Since 2012, Fred has been honoured and recognised by various organisations for his tireless work in Chinatown and in the Chinese Community in Vancouver including the Queen Elizabeth II’s Diamond Jubilee Medal (2012) City of Vancouver for the Vancouver Civic Merit Award (2013), the Chinese Canadian Historical Society (2013), and most recently the Order of BC (2022). (Source: Order of BC, Government of BC)

About Chinese Canadian Historical Society of British Columbia

The Chinese Canadian Historical Society of British Columbia is a non-profit, participatory provincial organization dedicated to broadening our shared understanding of history of the Chinese in British Columbia through research, documentation, preservation and education.

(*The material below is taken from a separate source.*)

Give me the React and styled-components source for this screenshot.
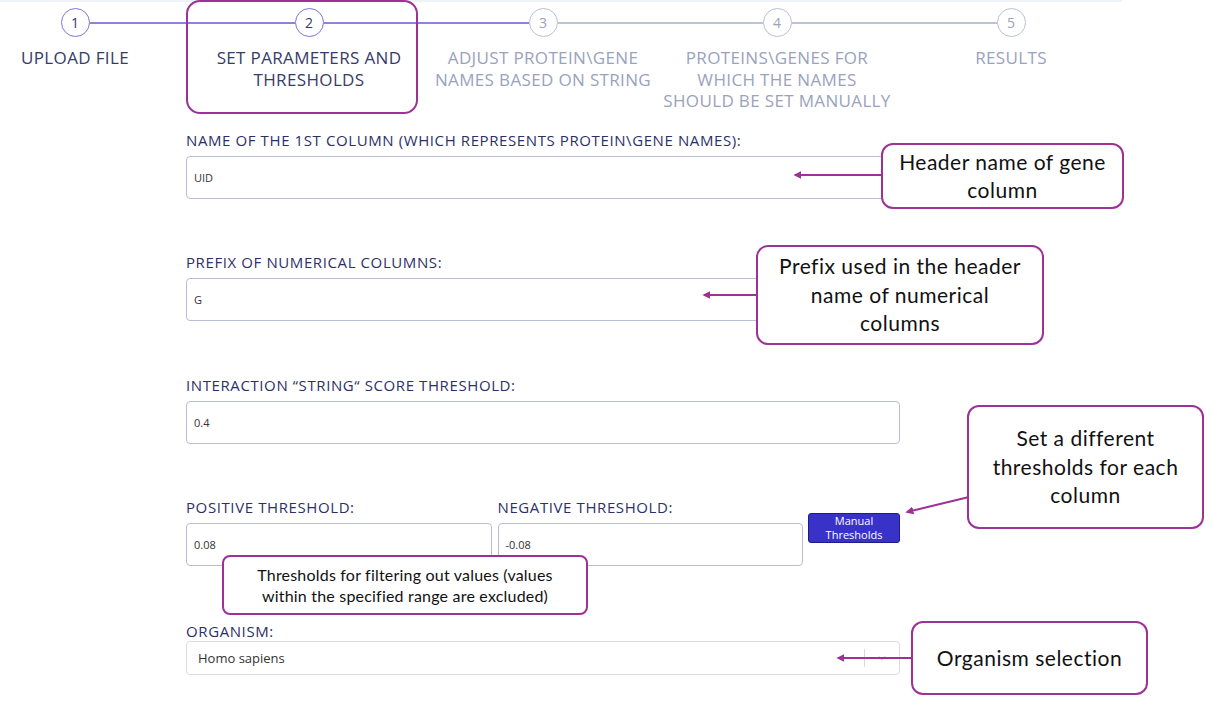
import styled, { createGlobalStyle } from 'styled-components';

const GlobalStyle = createGlobalStyle`
  body {
    margin: 0;
    background: #ffffff;
    font-family: "Open Sans", "Liberation Sans", sans-serif;
  }
`;

const ACCENT = '#9d3195';

const Page = styled.div`
  position: relative;
  width: 1214px;
  height: 720px;
  overflow: hidden;
  background: #fff;
`;

const TopBand = styled.div`
  width: 1122px;
  height: 2px;
  background: #eef2f9;
`;

const Stepper = styled.div`
  display: flex;
  margin-left: -42px;
  padding-top: 6px;
`;

const Step = styled.div`
  width: 234px;
  display: flex;
  flex-direction: column;
  align-items: center;
`;

const CircleRow = styled.div`
  width: 100%;
  display: flex;
  align-items: center;
`;

const Connector = styled.div`
  flex: 1;
  height: 2px;
  background: ${p => (p.$hidden ? 'transparent' : p.$done ? '#8c84dc' : '#bcc3d4')};
`;

const Circle = styled.div`
  width: 27px;
  height: 27px;
  border-radius: 50%;
  border: 1.5px solid ${p => (p.$done ? '#7f74d8' : '#b9c0d2')};
  color: ${p => (p.$done ? '#363a66' : '#9aa2bc')};
  display: flex;
  align-items: center;
  justify-content: center;
  font-size: 14px;
  font-weight: 500;
`;

const StepLabel = styled.div`
  margin-top: 10px;
  text-align: center;
  text-transform: uppercase;
  font-size: 17px;
  letter-spacing: 0.35px;
  line-height: 21.5px;
  white-space: nowrap;
  color: ${p => (p.$done ? '#373b69' : '#9aa2bd')};
`;

const Highlight = styled.div`
  position: absolute;
  left: 186px;
  top: 0;
  width: 228px;
  height: 110px;
  border: 2px solid ${ACCENT};
  border-radius: 14px;
`;

const Form = styled.div`
  margin-left: 186px;
  width: 714px;
  padding-top: 19px;
  display: flex;
  flex-direction: column;
  gap: 54.5px;
`;

const Field = styled.div`
  display: flex;
  flex-direction: column;
  flex: ${p => (p.$grow ? 1 : 'none')};
`;

const Label = styled.div`
  font-size: 15px;
  letter-spacing: 0.6px;
  line-height: 18px;
  color: #2d3068;
  margin-top: ${p => (p.$tight ? 1 : 0)}px;
  margin-bottom: ${p => (p.$tight ? 1 : 7)}px;
  white-space: nowrap;
`;

const Input = styled.div`
  height: 41px;
  border: 1px solid #b8bfd3;
  border-radius: 4px;
  display: flex;
  align-items: center;
  padding-left: 7px;
  font-size: 11px;
  color: #333;
`;

const Row = styled.div`
  display: flex;
  gap: 6px;
  align-items: flex-start;
`;

const ManualButton = styled.button`
  margin-top: 15px;
  margin-left: -1px;
  width: 92px;
  height: 30px;
  border: 1px solid #1f1b8a;
  border-radius: 3px;
  background: #3832c9;
  color: #fff;
  font-family: "Open Sans", sans-serif;
  font-size: 11px;
  line-height: 14px;
  padding: 0;
`;

const Select = styled.div`
  height: 32px;
  border: 1px solid #dcdcdc;
  border-radius: 4px;
  display: flex;
  align-items: center;
  padding-left: 11px;
  font-size: 13px;
  color: #333;
`;

const SelectValue = styled.span`
  flex: 1;
`;

const Separator = styled.span`
  width: 1px;
  height: 18px;
  background: #d8d8d8;
`;

const Chevron = styled.span`
  width: 34px;
  display: flex;
  justify-content: center;
  color: #ccc;
`;

const Callout = styled.div`
  position: absolute;
  box-sizing: border-box;
  border: 2px solid ${ACCENT};
  border-radius: 12px;
  background: #fff;
  display: flex;
  align-items: center;
  justify-content: center;
  text-align: center;
  white-space: nowrap;
  font-family: "Lato", "Liberation Sans", sans-serif;
  font-size: ${p => p.$size || 21}px;
  letter-spacing: ${p => p.$ls ?? 0.5}px;
  line-height: ${p => p.$lh || 28.5}px;
  color: #111;
`;

const Arrows = styled.svg`
  position: absolute;
  left: 0;
  top: 0;
  pointer-events: none;
`;

const steps = [
  { n: 1, label: ['Upload file'] },
  { n: 2, label: ['Set parameters and', 'thresholds'] },
  { n: 3, label: ['Adjust protein\\gene', 'names based on string'] },
  { n: 4, label: ['Proteins\\genes for', 'which the names', 'should be set manually'] },
  { n: 5, label: ['Results'] },
];

const arrows = [
  [881, 175, 795, 175],
  [756, 295, 704, 295],
  [969, 497, 907, 512],
  [911, 658, 838, 658],
];

export default function App() {
  return (
    <Page>
      <GlobalStyle />
      <TopBand />
      <Stepper>
        {steps.map((s, i) => (
          <Step key={s.n}>
            <CircleRow>
              <Connector $hidden={i === 0} $done={s.n <= 3} />
              <Circle $done={s.n <= 2}>{s.n}</Circle>
              <Connector $hidden={i === steps.length - 1} $done={s.n < 3} />
            </CircleRow>
            <StepLabel $done={s.n <= 2}>
              {s.label.map(l => (
                <div key={l}>{l}</div>
              ))}
            </StepLabel>
          </Step>
        ))}
      </Stepper>

      <Form>
        <Field>
          <Label>NAME OF THE 1ST COLUMN (WHICH REPRESENTS PROTEIN\GENE NAMES):</Label>
          <Input>UID</Input>
        </Field>
        <Field>
          <Label>PREFIX OF NUMERICAL COLUMNS:</Label>
          <Input>G</Input>
        </Field>
        <Field>
          <Label>INTERACTION “STRING“ SCORE THRESHOLD:</Label>
          <Input>0.4</Input>
        </Field>
        <Row>
          <Field $grow>
            <Label>POSITIVE THRESHOLD:</Label>
            <Input>0.08</Input>
          </Field>
          <Field $grow>
            <Label>NEGATIVE THRESHOLD:</Label>
            <Input>-0.08</Input>
          </Field>
          <ManualButton>
            Manual
            <br />
            Thresholds
          </ManualButton>
        </Row>
        <Field>
          <Label $tight>ORGANISM:</Label>
          <Select>
            <SelectValue>Homo sapiens</SelectValue>
            <Separator />
            <Chevron>
              <svg width="12" height="12" viewBox="0 0 20 20">
                <path d="M4.5 7.5 L10 13 L15.5 7.5" fill="none" stroke="currentColor" strokeWidth="2" />
              </svg>
            </Chevron>
          </Select>
        </Field>
      </Form>

      <Highlight />

      <Callout style={{ left: 881, top: 143, width: 243, height: 66 }}>
        Header name of gene
        <br />
        column
      </Callout>
      <Callout style={{ left: 756, top: 245, width: 288, height: 100 }}>
        Prefix used in the header
        <br />
        name of numerical
        <br />
        columns
      </Callout>
      <Callout style={{ left: 967, top: 405, width: 237, height: 124 }}>
        Set a different
        <br />
        thresholds for each
        <br />
        column
      </Callout>
      <Callout $size={16} $ls={0.2} $lh={21} style={{ left: 222, top: 555, width: 366, height: 60, borderRadius: 8 }}>
        Thresholds for filtering out values (values
        <br />
        within the specified range are excluded)
      </Callout>
      <Callout style={{ left: 911, top: 621, width: 237, height: 74 }}>Organism selection</Callout>

      <Arrows width="1214" height="720">
        <defs>
          <marker id="head" viewBox="0 0 10 10" refX="8" refY="5" markerWidth="4" markerHeight="4" orient="auto">
            <path d="M0 0 L10 5 L0 10 z" fill={ACCENT} />
          </marker>
        </defs>
        {arrows.map(([x1, y1, x2, y2]) => (
          <line
            key={`${x1}-${y1}`}
            x1={x1}
            y1={y1}
            x2={x2}
            y2={y2}
            stroke={ACCENT}
            strokeWidth="2"
            markerEnd="url(#head)"
          />
        ))}
      </Arrows>
    </Page>
  );
}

About Chinatown Together (華埠團結)

Chinatown Together aims to bring people together for Chinatown through inclusive and intergenerational public arts and cultural events rooted in the heart of Chinatown. Originating from Vancouver Chinatown’s anti-gentrification movement, our mission is to reclaim space and culture in the historic neighbourhood. We host a diversity of free community cultural events ranging from tea and paint gatherings to kung fu workshops and stand-up comedy – all with the goal of bringing the community in Chinatown together to advocate for Chinatown together. For more information and stay up-to-date with future events, visit:

COVID Safety Information

For the health and safety of all our community members (especially seniors, disabled and immunocompromised folks), we highly encourage you to wear a face mask (preferably KN95, KF94 or N95).

Accessibility Information

Transit: Chinatown is accessible by transit via skytrain. The closest skytrain station is Stadium-Chinatown.
Parking: The Chinatown Plaza Mall has a parkade one block away from the event venue, and street parking is also available closeby.